**AIM OF THE TASK:** Present every line in which the string "this" appears.

── DATA SECTION ──

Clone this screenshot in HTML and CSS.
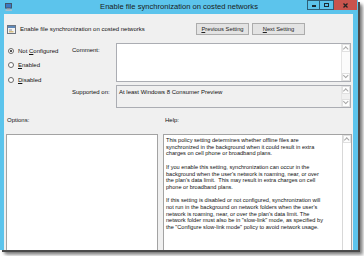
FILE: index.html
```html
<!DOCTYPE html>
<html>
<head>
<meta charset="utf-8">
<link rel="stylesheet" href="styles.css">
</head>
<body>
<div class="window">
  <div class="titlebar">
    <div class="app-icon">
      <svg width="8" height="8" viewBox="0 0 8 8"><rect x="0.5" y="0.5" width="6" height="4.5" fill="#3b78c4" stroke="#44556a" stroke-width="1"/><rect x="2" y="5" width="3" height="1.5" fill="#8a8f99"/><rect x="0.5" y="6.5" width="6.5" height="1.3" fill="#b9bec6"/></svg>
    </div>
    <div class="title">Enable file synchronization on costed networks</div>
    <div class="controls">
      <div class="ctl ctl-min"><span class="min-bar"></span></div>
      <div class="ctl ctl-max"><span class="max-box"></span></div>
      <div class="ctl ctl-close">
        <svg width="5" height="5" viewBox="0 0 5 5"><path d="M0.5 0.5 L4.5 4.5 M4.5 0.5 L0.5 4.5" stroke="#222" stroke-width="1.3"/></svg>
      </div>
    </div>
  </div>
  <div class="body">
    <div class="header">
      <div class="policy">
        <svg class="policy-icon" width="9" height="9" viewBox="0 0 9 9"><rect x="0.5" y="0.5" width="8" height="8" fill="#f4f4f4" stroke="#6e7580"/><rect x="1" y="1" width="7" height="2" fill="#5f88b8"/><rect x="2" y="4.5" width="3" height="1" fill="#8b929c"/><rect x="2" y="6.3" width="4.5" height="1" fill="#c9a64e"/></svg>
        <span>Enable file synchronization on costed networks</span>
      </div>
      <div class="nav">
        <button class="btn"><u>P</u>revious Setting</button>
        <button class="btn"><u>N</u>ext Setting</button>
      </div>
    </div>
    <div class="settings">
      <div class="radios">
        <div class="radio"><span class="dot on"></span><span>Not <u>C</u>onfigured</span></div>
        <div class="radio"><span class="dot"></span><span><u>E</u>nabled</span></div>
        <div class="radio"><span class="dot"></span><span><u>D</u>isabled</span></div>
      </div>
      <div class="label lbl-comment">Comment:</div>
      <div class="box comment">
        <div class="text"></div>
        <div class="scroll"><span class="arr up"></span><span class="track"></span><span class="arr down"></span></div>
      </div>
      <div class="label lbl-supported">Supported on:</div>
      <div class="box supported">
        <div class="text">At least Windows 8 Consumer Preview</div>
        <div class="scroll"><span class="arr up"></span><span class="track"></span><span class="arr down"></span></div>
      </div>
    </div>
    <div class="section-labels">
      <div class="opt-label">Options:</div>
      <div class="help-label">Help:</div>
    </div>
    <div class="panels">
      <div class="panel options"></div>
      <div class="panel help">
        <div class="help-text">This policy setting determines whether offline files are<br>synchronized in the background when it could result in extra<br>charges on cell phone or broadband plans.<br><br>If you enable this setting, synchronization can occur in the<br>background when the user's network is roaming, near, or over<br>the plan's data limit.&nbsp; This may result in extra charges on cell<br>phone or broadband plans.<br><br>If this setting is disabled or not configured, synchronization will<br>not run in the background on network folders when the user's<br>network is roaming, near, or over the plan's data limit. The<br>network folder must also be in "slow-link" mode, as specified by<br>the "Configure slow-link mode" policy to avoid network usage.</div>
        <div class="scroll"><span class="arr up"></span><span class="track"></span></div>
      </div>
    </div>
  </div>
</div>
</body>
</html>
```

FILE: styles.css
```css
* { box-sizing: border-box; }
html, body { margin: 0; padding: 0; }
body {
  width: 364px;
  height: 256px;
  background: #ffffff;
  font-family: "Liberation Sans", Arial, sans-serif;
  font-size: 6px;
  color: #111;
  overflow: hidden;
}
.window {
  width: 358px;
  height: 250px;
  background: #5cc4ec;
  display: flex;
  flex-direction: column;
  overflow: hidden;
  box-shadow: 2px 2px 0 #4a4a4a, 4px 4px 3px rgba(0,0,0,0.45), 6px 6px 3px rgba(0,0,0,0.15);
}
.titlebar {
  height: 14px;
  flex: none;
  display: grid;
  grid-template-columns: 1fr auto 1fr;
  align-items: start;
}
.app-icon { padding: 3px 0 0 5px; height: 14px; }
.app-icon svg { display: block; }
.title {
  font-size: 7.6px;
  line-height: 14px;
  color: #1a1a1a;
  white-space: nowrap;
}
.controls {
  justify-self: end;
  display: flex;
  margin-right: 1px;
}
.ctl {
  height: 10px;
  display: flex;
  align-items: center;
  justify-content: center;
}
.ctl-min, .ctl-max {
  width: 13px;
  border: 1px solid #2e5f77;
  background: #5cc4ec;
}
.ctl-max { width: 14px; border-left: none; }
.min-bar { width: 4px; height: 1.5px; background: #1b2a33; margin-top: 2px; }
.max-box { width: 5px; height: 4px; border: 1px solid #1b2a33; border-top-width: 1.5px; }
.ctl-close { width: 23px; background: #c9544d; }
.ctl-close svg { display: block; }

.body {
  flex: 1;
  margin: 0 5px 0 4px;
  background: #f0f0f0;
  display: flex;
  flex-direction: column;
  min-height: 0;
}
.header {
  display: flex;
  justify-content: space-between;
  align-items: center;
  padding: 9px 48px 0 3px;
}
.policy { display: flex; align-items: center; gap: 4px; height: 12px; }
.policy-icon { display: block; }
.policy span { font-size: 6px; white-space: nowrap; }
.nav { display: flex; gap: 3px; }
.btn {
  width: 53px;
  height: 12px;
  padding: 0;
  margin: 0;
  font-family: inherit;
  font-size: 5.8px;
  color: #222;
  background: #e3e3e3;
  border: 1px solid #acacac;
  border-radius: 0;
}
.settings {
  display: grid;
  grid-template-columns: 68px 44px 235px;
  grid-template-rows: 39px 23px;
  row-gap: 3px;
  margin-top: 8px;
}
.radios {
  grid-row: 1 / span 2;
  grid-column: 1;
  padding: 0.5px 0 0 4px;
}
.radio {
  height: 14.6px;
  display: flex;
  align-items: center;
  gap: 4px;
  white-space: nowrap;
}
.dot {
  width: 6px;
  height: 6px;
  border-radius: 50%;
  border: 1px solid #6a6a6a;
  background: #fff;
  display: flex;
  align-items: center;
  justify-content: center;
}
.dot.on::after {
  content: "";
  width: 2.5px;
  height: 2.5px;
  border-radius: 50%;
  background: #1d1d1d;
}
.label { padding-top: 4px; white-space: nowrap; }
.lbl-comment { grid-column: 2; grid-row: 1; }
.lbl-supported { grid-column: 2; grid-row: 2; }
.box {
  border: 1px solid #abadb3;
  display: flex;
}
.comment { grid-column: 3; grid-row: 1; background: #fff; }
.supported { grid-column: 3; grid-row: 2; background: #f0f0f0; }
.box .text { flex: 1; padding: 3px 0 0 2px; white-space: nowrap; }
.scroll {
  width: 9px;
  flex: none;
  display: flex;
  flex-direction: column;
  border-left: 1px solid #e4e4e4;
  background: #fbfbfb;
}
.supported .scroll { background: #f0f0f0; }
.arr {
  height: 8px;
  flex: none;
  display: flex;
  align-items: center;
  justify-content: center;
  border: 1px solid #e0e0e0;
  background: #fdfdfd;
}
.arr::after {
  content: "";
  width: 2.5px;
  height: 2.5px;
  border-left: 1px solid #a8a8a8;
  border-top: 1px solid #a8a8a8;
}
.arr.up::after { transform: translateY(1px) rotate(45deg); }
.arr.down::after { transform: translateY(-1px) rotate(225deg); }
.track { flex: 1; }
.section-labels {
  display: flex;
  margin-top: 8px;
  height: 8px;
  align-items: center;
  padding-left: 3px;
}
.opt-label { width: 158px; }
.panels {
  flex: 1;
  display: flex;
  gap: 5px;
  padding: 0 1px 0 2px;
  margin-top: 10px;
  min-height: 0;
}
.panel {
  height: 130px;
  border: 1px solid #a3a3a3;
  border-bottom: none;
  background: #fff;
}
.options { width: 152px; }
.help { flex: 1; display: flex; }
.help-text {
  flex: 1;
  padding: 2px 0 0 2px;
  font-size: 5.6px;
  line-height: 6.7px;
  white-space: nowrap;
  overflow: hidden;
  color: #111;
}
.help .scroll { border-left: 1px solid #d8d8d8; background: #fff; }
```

───

**CORRECT RESPONSE:**
Clone this screenshot in HTML and CSS.
        <div class="help-text">This policy setting determines whether offline files are<br>synchronized in the background when it could result in extra<br>charges on cell phone or broadband plans.<br><br>If you enable this setting, synchronization can occur in the<br>background when the user's network is roaming, near, or over<br>the plan's data limit.&nbsp; This may result in extra charges on cell<br>phone or broadband plans.<br><br>If this setting is disabled or not configured, synchronization will<br>not run in the background on network folders when the user's<br>network is roaming, near, or over the plan's data limit. The<br>network folder must also be in "slow-link" mode, as specified by<br>the "Configure slow-link mode" policy to avoid network usage.</div>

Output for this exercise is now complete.